Did it look like the photo/drawing on the pattern envelope once you were done sewing with it?
It definitely did. Though I did make some rather major cosmetic changes. The construction minus those cosmetic changes was rather close to the pattern. I did completely change out the sleeves and added an underlining as well.
Were the instructions easy to follow?
Quite easy – this is actually a pretty simple dress!
What did you particularly like or dislike about the pattern?
I like how easy it is to fit the dress. I usually have to make a FBA, and it was simple to do this with just adding in an inch or so to the bust in length. Don’t really worry about cup sizes with this one, I’m a 34F and did just fine cutting an 18 top. It’s a great 1960s Vintage Repro that should be a staple of your wardrobe if you’re into the era.
Pattern alterations or any design changes you made:
I added an inch and a half to the bust length because I’m tall, but did not change the hem length of the dress for once. This makes it sit directly at my mid-knee (it’s a two inch hem), so at 5’9″, hopefully that gives you some idea of the finished length.
For the blue and pink dress, I gave her pockets. Big enough that they fit my phone! I hand sewed down the facings to keep them in place. This is a HUGE pet peeve of mine that patterns don’t tell you to do this. And then the hem. I went a little overboard. I made 21 3″ circles. These were handsewn together and between the spliced hem. Because of splicing the hem and fully doubling it over, the dress is roughly 2″ shorter than the pattern’s called for length.

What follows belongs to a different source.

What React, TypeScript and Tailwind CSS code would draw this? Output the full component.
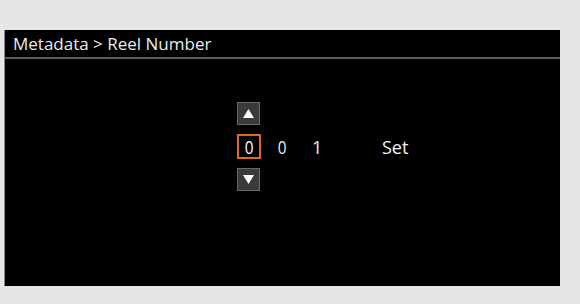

For the cream and red dress, I drafted a not-too-voluminous bishop sleeve with a functional button cuff so I could use sheer fabric instead of the close cut sleeve that the pattern comes with. I did keep the armscythe facings to hide the shoulder seam. You can see this pictured. I hand sewed down the facings to keep them in place, sewing just through the underlining (which again, the pattern doesn’t call for) so you can’t see the stitches on the shell of the dress.

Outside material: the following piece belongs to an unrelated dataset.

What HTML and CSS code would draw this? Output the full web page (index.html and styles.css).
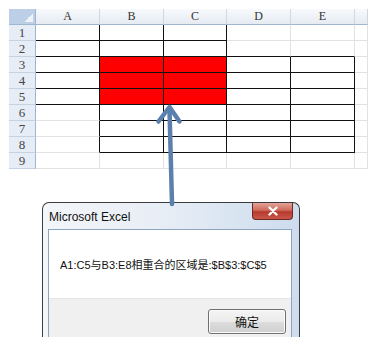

Then the hem. I went a little overboard. I cut scalloped pieces exactly the width of the distance between seam lines. Then I hand basted those down with a whip stitch, barely catching the fabric so you can’t see the stitches. I also added 5 bows, one to each point of the scalloping. I gave the dress a giant patch pocket as well, big enough to fit my phone!
Would you sew it again? Would you recommend it to others?
Heck yeah. If I was just doing the base dress, I could probably get this done in one weekend, give or take. This just took longer because I’m super extra.
This is a GREAT pattern for the 1960’s. It’s simple and accessible for all levels of sewists. Do recommend if you are looking to put your toe into vintage waters but aren’t yet ready for the more complicated 40’s and 50’s fashions.